After winning a CIT title at Columbia last spring as an assistant to head coach Kyle Smith, you joined him when he took a new job as head coach of San Francisco: why did you follow him 3000 miles west, and how has the transition been so far? As a coach I try to be more well-rounded so the key for me was the opportunity to learn about the West Coast. I would love to become a head coach 1 day and I love coaching with Kyle. It was fun to win at Columbia with high-academic kids, but I have never recruited out here so I think that it will be good for my resume. I think that eventually I will be able to coach anywhere in the world.

You have only 1 junior and 1 senior on the roster: how does your approach change when you are coaching a young team vs. when you have an experienced team? The key is to install your culture and show the young guys what was successful for us in the past at Columbia. We have guys who will compete and are much longer/more athletic. We will pressure opponents and run the floor, and as the young players grow with us they will become even more dangerous over the next couple of years. It is tough to lose so much experience but we are building for the future.

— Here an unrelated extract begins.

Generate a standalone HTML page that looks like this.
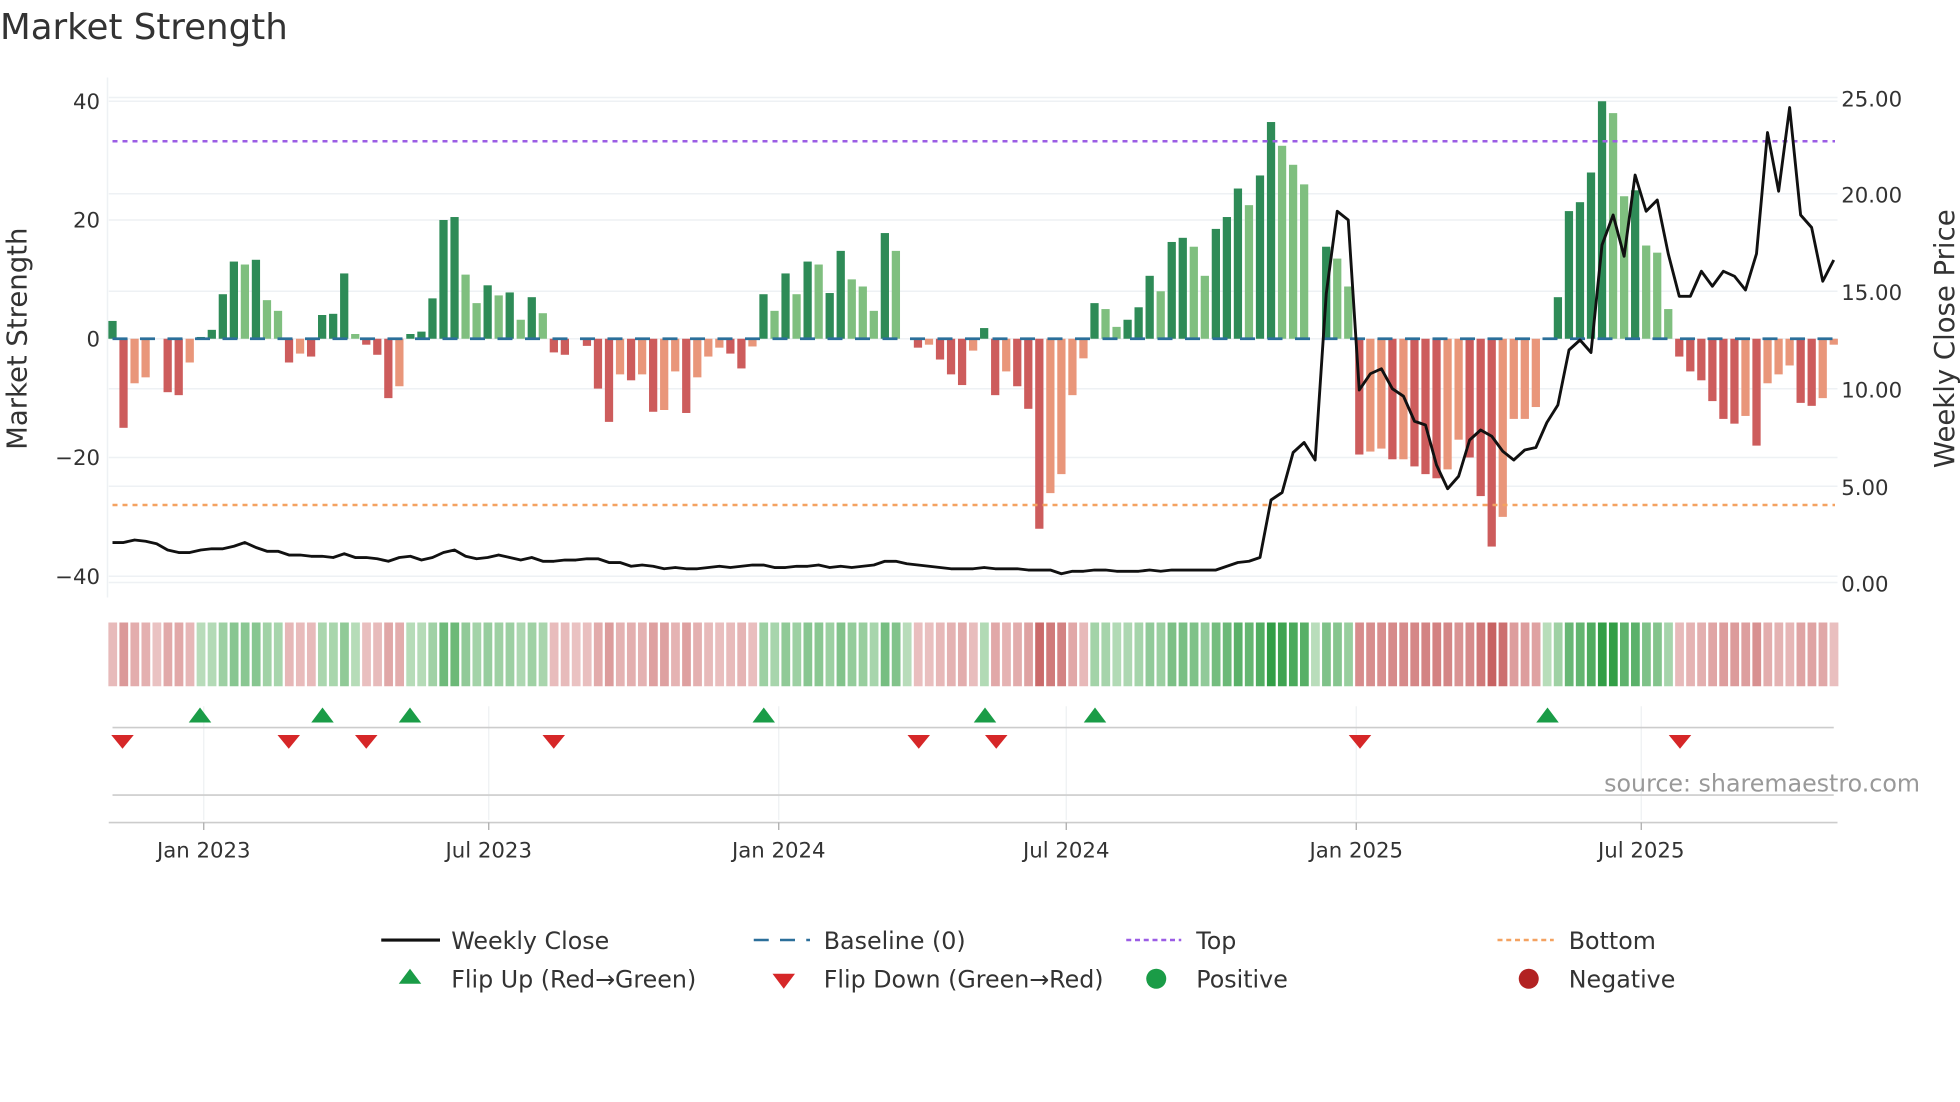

Your non-conference schedule includes a game against Utah: how do you prepare for such a big test? Hopefully by the time we play them in late-December in Hawaii during the Diamond Head Classic we will be a little more seasoned. It will be a good test to see where we are at but we will just prepare as we normally do and try to get better each and every game. We just want to compete and give our players the mindset that it is a good challenge for us.

What are your goals for the upcoming season, and what are your expectations for the upcoming season? We have not really discussed all of our goals yet but we want to stay healthy, improve every game, and try to win a WCC title. We cannot get ahead of ourselves so we will just use the model of 1 game at a time.